Assuming identical and homothetic tastes across the countries so that the relative demand is decreasing in the relative price p, there are three possible cases. The equilibrium price may equal to the home autarky price or the foreign autarky price, or it my lie in between. Let's focus on the last case in which both countries specialize. Consider the new PPF of the home country. Since it specializes in good 1, it has total income of p₁a₁L. So the new PPF is {(Q₁, Q₂) s.t. p₁Q₁ + p₂Q₂ = p₁a₁L} = {(Q₁, Q₂) s.t. Q₁/a₁ + (1/p)Q₂/a₁ = L}. Since 1/p < 1/p_a = a₁/a₂, it follows that the old PPF is a proper subset of the new subset (and since we assumed the preference is such that both goods are demanded, the home country is strictly better off). Graphically, the PPF pivots outward centered at (La₁, 0) since the slope of the curve is now p > p_a. Similarly, for the foreign country which specializes in good 2, the PPF includes the end point (0, L^*a₂^*) but now has the slope of p < p_a^* so again it pivots outward.

So in the trade equilibrium, both countries are better off than in autarky. The Econ 101 punchline of the Ricardian model: mutually beneficial trade occurs when there exists a comparative advantage and the direction of the comparative advantage determines the specialization and direction of the trade. In particular, even if a country has no absolute advantage in either good, mutually beneficial trade occurs. For example, even if a₁ < a₁^* and a₂ < a₂^*, comparative advantage can lead to a trade (of course, if one country has a comparative advantage in one good, the other country has the advantage in the other good; if there is no comparative advantage, then autarky prices of both countries are the same, so there will be no gain from trading).

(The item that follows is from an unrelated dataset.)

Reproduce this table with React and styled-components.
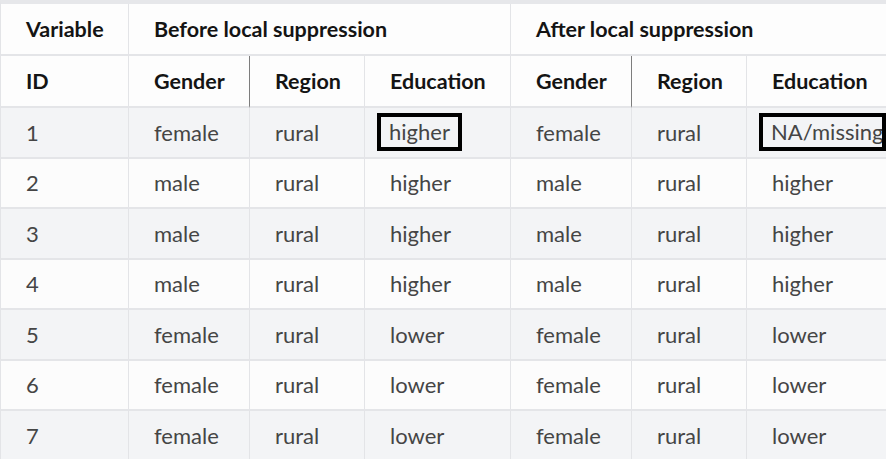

How can the home country export when it has lower MPL for both goods?

The answer is that the wages are adjusting to the productivity. In the home country (specializing in good 1), the wage level is w = p₁a₁ and in the foreign country, it is w^* = p₂a₂^* > p₁a₁^* since p = p₁/p₂ < a₂^*/a₁^* = p_a^*. So a₁ < a₁^* implies w < w^*.

It is tempting to close the model with such an optimistic and insightful conclusion, but we have not finished examining the model since we have skipped the end point cases. The only thing to note here is that in the case both countries specialize, we can determine the relative output (La₁)/(L^*a₂^*) and use this to determine the equilibrium price given the demand (without demand specified, we can only put a bound). In the case only one country fully specializes, we know the price (the autarky price of the other country) but we have to determine the quantity from a specific demand function from the price. The point is, the model is analytically rather cumbersome even at the basic setting.

Thus the post-Ricardian models have focused on expanding the model to allow multiple countries and factors for empirical studies. Indeed, many international trade models seem to be characterized by three parameters: the number of countries, the number of industries, and the number of factors. Other than those, the most important part of Ricardian model would be the technological difference across countries, which allows gain from trade.

The Envelope Theorem

I learned in school the Kuhn-Tucker conditions and the envelope theorem but I always felt I didn't have a complete understanding of them. One thing confusing about the envelope theorem is that there are different varieties of it, depending on the flavor of the optimization problem. I decided to review envelope theorem today and keep the notes in the blog.

Consider a constrained optimization problem on the function f(x,a) with regard to x subject to a g(x,a) = 0, where x is an n-vector and a is a scalar. Let M(a) be the solution to the problem; that is,

M(a) = max_x f(x,a) s.t. g(x,a) = 0.

The Lagrangian is then L = f(x,a) − λg(x,a), giving n+1 first-order conditions (or, n first-order conditions and m complementary slackness conditions for more general constrained optimization problem with m inequality constraints). These conditions yield the optimizing argument x*(a) and the solution M(a) = f(x*(a), a).

The envelope theorem states that if x*(a) is a C¹ function and the usual constraint qualification is satisfied (∇g(x*(a))≠0), then M'(a) = ∂L(x,a)/∂a evaluated at x = x*(a). To put crudely, to differentiate the solution with regard to a parameter (say for comparative statics), one only needs to differentiate the Lagrangian with respect to the parameter and then "plug in" the solution x* rather than explicitly find M(a) and then differentiate it.

The proof for this version of envelope theorem is a straight-forward calculation. Since M(a) = f(x*(a), a), it follows

M'(a) = Σ(∂f/∂x_i)(∂x_i/∂a) + ∂f/∂a

for i = 1,..., n.

By the first order conditions, ∂f/∂x_i = λ∂g/∂x_i for each i. It follows

M'(a) = λ Σ(∂g/∂x_i)(∂x_i/∂a) + ∂f/∂a

Identically, it must be that g(x*(a), a) = 0. Differentiating this equality with respect to a yields Σ(∂g/∂x_i)(∂x_i/∂a) + ∂g/∂a = 0. So we get

M'(a) = -λ∂g/∂a + ∂f/∂a evaluated at x = x*(a).

But of course, -λ∂g/∂a + ∂f/∂a = ∂L/∂a

The more general case with m inequality constraints have a similar flavor of proof: differentiate the maximum function with respect to the parameter, collect the terms, and then use the first order conditions and complementary slackness conditions to cancel out the terms. The theorem can be further generalized into the case in which the parameter is a k-vector rather than a scalar.